今回、一番注目されていたのは、食物アレルギーの予防についてかなと思っています。そりゃそうですよね。食物アレルギーは卵なり牛乳を必死になって除去しないといけないため、発症予防できたに越したことはありません。

よく言われるのが、母が妊娠中や授乳中に卵や乳製品を除去すれば、食物アレルギーを減らすことができるのかと以前は盛んに研究されていましたが、効果が否定されるに至っています。

また、離乳食開始を遅らせることも検討されましたが、これも発症の危険性を減らすことにはつながらないとされます。加水分解ミルクについても、予防効果は証明されていないようです。

数年前のヤフーニュースにも出ましたが、わが国発の研究で、アトピー性皮膚炎発症のリスクの高い赤ちゃんに対し、生後1週間から8か月にかけて保湿剤を塗り続けたら、アトピー性皮膚炎の発症を3割減らすことができたというものがありました。ただし、卵の数値が上がるなどの感作については、差がなかったという報告もあります。

なかなか食物アレルギーの発症予防って難しいようです。

今回の講演の中で、海外でも盛んに卵を早期から食べさせる研究が行われており、その結果が解説されていました。生後早期から卵や乳、小麦、ピーナッツなどを食べさせ、その効果をみる研究がありました。卵とピーナッツのみ有効だったという結果でした。

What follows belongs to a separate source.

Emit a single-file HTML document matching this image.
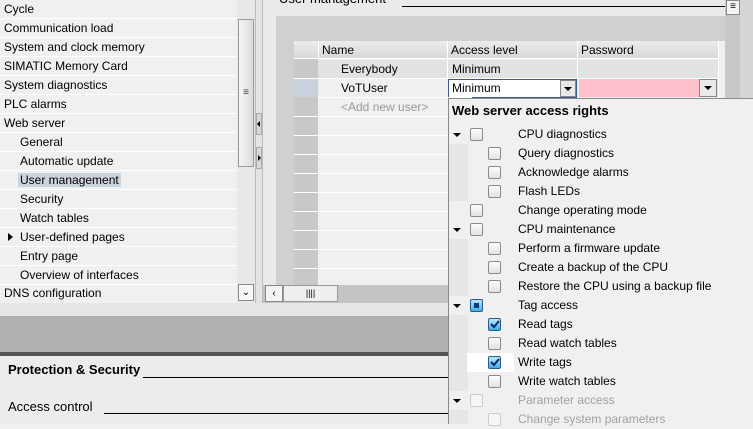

その一方で、離乳食で卵を多く食べさせる研究もありましたが、かえって発症を増してしまった結果が出たものもありました。やみくもに卵を与えればいいというものでもなさそうです。

昨年12月に公表された日本の成育医療センターのデータは、少量の卵を与えたのと、アトピー性皮膚炎に対ししっかりと治療したのがよかったのでしょうか?。

世界中の研究者が、食物アレルギーの発症予防について必死になって研究しています。私などはその有効な方法の解明を待つしかありません。ただ、今できそうなこと、つまり湿疹の治療と少ない量の卵を食べさせることはやっていこうと思っています。